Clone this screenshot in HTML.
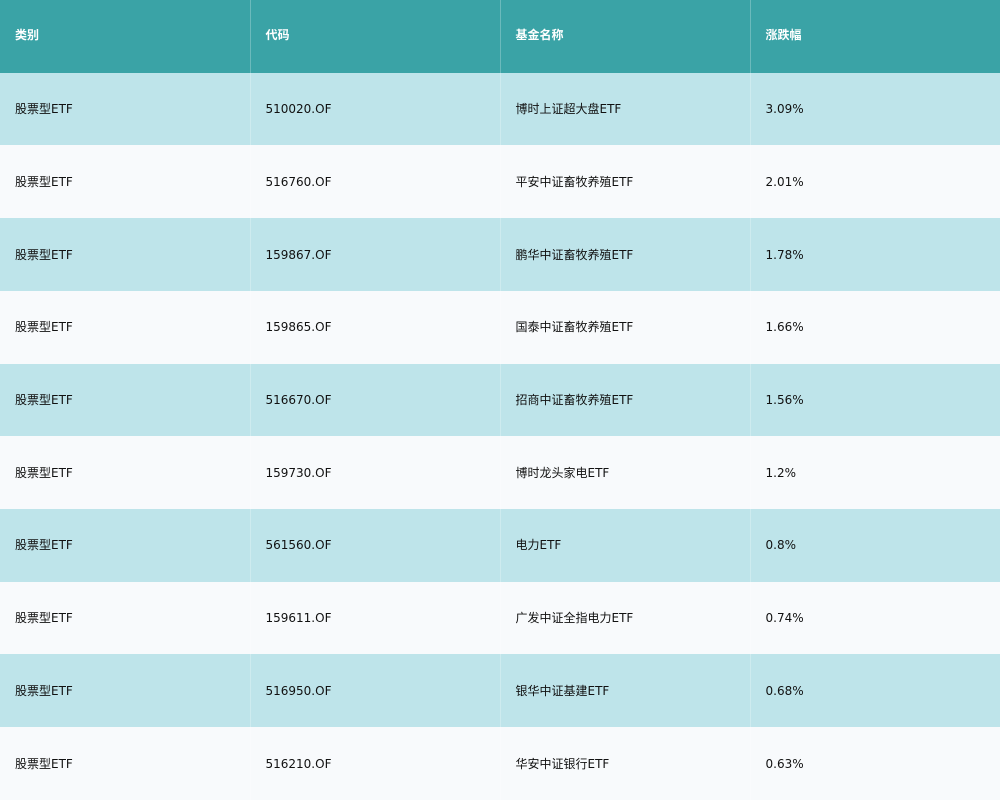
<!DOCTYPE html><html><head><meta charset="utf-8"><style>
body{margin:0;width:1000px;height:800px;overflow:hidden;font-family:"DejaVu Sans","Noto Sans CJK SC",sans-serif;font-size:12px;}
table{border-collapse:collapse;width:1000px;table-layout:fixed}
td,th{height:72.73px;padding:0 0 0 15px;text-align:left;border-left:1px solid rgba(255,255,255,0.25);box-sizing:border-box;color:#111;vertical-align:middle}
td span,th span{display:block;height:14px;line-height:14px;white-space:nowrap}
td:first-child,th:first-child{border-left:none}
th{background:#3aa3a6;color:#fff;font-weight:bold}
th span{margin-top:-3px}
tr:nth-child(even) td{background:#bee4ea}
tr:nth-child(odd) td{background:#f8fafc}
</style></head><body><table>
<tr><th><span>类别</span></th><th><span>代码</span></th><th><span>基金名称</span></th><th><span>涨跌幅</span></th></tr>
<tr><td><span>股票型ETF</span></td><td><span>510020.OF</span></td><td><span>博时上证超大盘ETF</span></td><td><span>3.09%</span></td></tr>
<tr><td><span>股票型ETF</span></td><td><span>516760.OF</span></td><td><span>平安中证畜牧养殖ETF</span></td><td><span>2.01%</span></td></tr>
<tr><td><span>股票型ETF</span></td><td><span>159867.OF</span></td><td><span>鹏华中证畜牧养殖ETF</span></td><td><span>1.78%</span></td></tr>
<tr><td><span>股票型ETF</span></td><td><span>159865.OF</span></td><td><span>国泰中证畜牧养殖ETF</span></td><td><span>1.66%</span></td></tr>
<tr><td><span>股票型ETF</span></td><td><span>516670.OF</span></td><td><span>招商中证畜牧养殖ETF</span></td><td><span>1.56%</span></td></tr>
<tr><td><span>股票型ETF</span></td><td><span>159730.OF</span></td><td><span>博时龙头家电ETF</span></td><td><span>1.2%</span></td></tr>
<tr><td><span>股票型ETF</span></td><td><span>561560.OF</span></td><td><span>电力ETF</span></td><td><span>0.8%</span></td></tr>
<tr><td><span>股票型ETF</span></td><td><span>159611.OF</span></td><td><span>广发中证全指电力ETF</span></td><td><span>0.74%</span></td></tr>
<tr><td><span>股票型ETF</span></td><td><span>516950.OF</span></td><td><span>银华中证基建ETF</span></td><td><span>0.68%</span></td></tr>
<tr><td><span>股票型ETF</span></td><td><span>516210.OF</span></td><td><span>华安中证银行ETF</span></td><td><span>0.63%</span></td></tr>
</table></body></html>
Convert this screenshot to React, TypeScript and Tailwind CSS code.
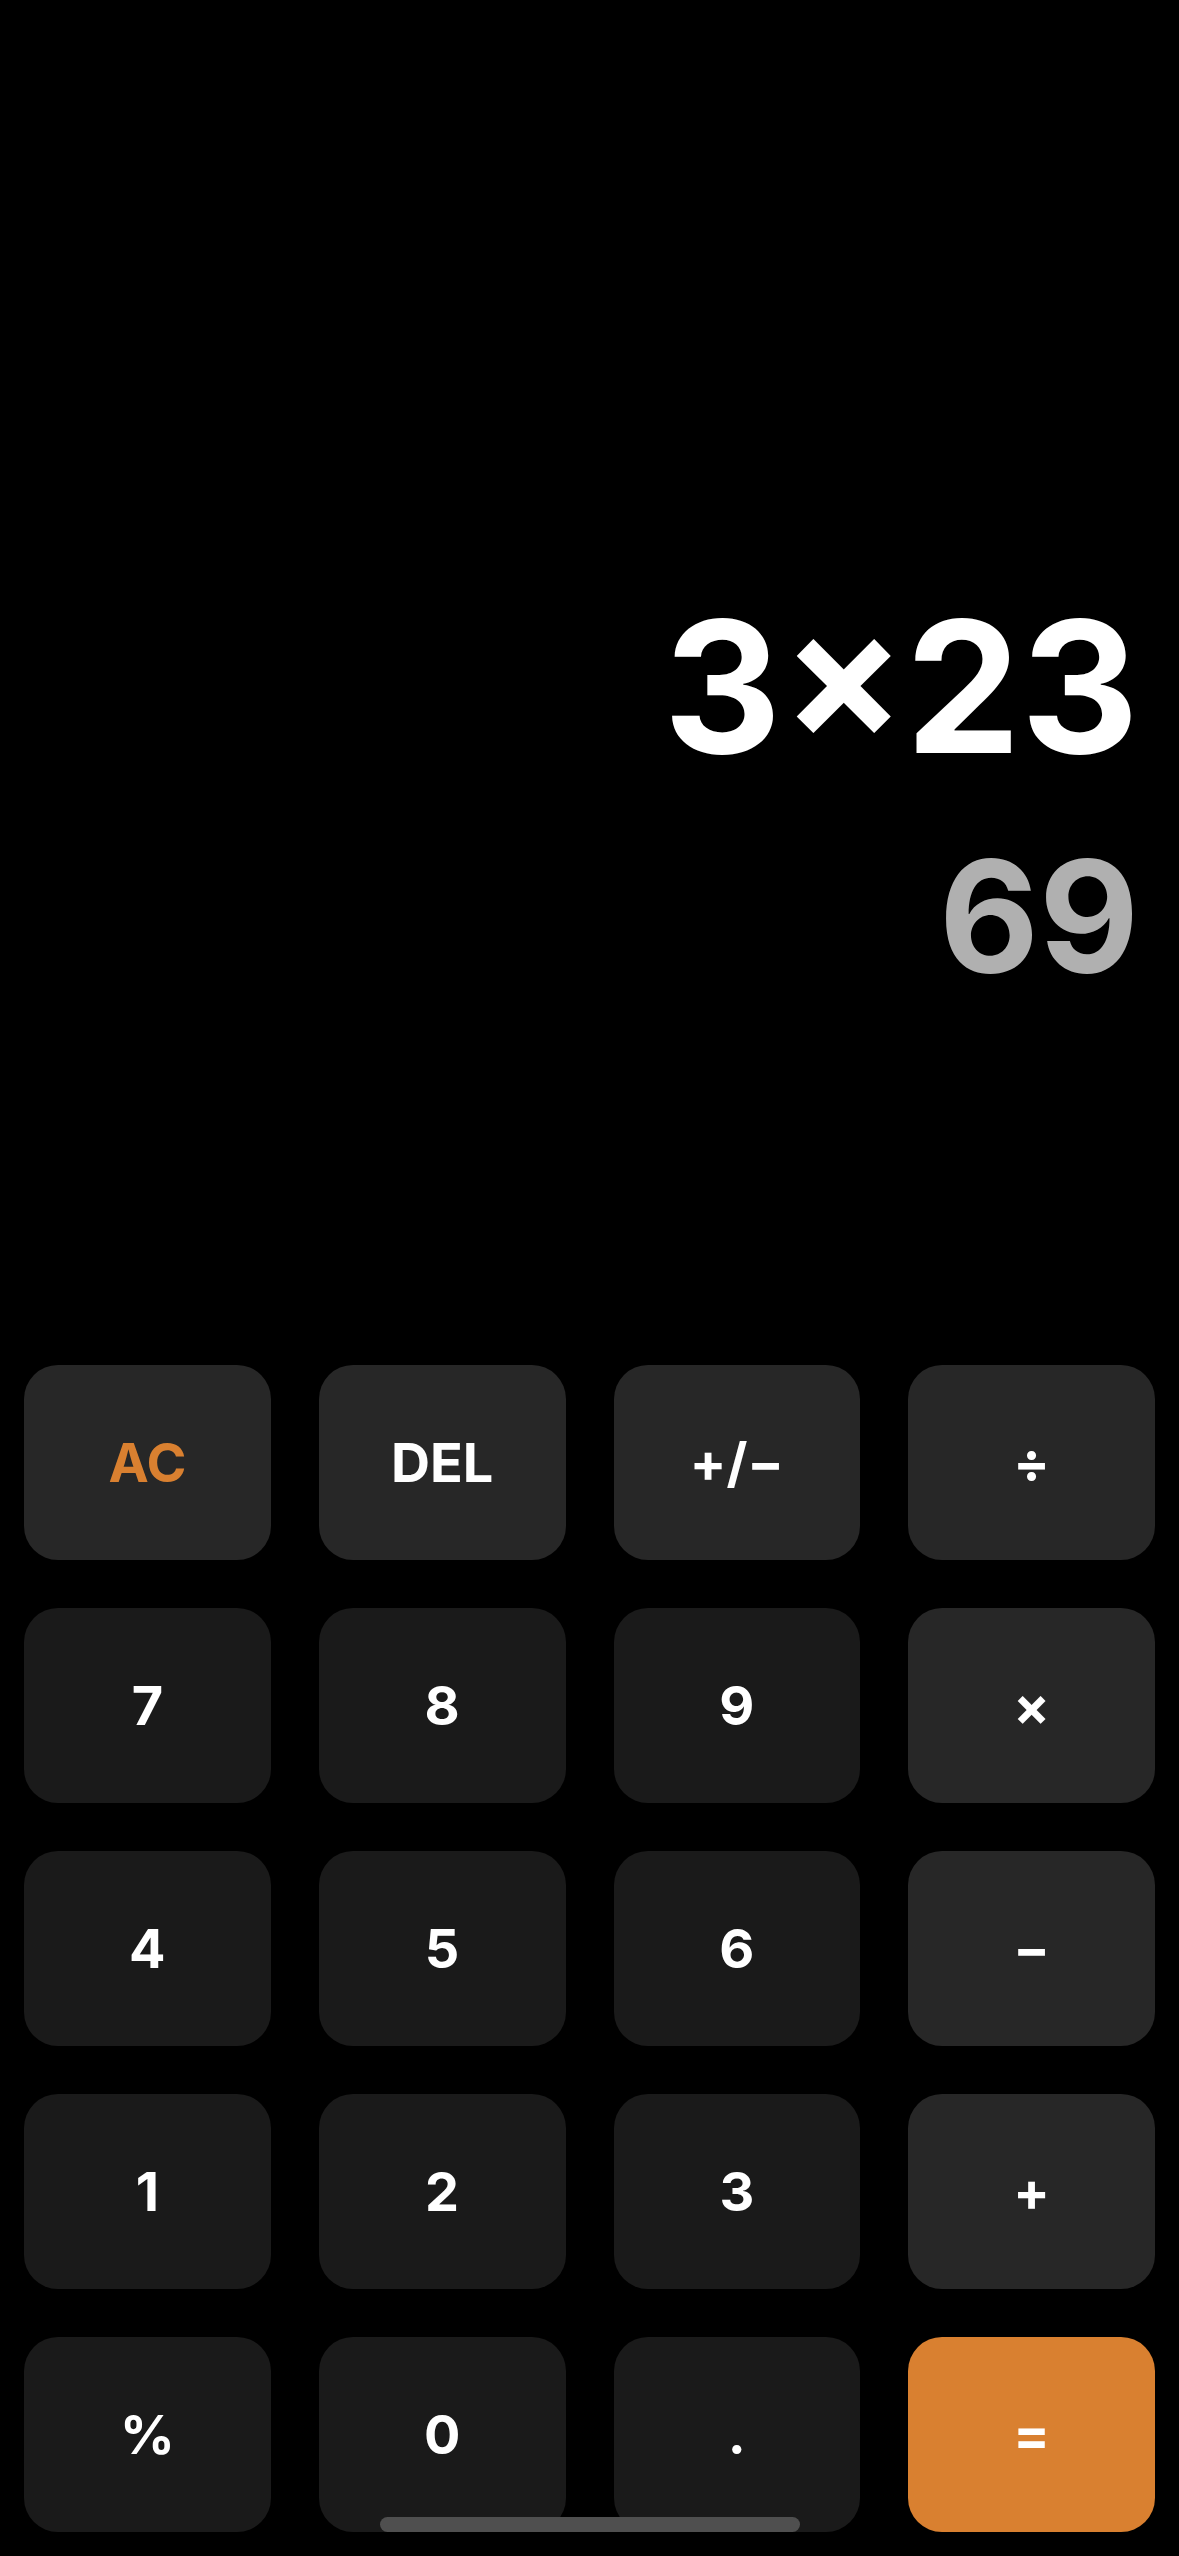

************

(Task): Leaving aside the images, write out the entries above word for word.

(Solution for this exercise):
Clone this screenshot in HTML.
<!DOCTYPE html><html><head><meta charset="utf-8"><style>
body{margin:0;width:1000px;height:800px;overflow:hidden;font-family:"DejaVu Sans","Noto Sans CJK SC",sans-serif;font-size:12px;}
table{border-collapse:collapse;width:1000px;table-layout:fixed}
td,th{height:72.73px;padding:0 0 0 15px;text-align:left;border-left:1px solid rgba(255,255,255,0.25);box-sizing:border-box;color:#111;vertical-align:middle}
td span,th span{display:block;height:14px;line-height:14px;white-space:nowrap}
td:first-child,th:first-child{border-left:none}
th{background:#3aa3a6;color:#fff;font-weight:bold}
th span{margin-top:-3px}
tr:nth-child(even) td{background:#bee4ea}
tr:nth-child(odd) td{background:#f8fafc}
</style></head><body><table>
<tr><th><span>类别</span></th><th><span>代码</span></th><th><span>基金名称</span></th><th><span>涨跌幅</span></th></tr>
<tr><td><span>股票型ETF</span></td><td><span>510020.OF</span></td><td><span>博时上证超大盘ETF</span></td><td><span>3.09%</span></td></tr>
<tr><td><span>股票型ETF</span></td><td><span>516760.OF</span></td><td><span>平安中证畜牧养殖ETF</span></td><td><span>2.01%</span></td></tr>
<tr><td><span>股票型ETF</span></td><td><span>159867.OF</span></td><td><span>鹏华中证畜牧养殖ETF</span></td><td><span>1.78%</span></td></tr>
<tr><td><span>股票型ETF</span></td><td><span>159865.OF</span></td><td><span>国泰中证畜牧养殖ETF</span></td><td><span>1.66%</span></td></tr>
<tr><td><span>股票型ETF</span></td><td><span>516670.OF</span></td><td><span>招商中证畜牧养殖ETF</span></td><td><span>1.56%</span></td></tr>
<tr><td><span>股票型ETF</span></td><td><span>159730.OF</span></td><td><span>博时龙头家电ETF</span></td><td><span>1.2%</span></td></tr>
<tr><td><span>股票型ETF</span></td><td><span>561560.OF</span></td><td><span>电力ETF</span></td><td><span>0.8%</span></td></tr>
<tr><td><span>股票型ETF</span></td><td><span>159611.OF</span></td><td><span>广发中证全指电力ETF</span></td><td><span>0.74%</span></td></tr>
<tr><td><span>股票型ETF</span></td><td><span>516950.OF</span></td><td><span>银华中证基建ETF</span></td><td><span>0.68%</span></td></tr>
<tr><td><span>股票型ETF</span></td><td><span>516210.OF</span></td><td><span>华安中证银行ETF</span></td><td><span>0.63%</span></td></tr>
</table></body></html>
Convert this screenshot to React, TypeScript and Tailwind CSS code.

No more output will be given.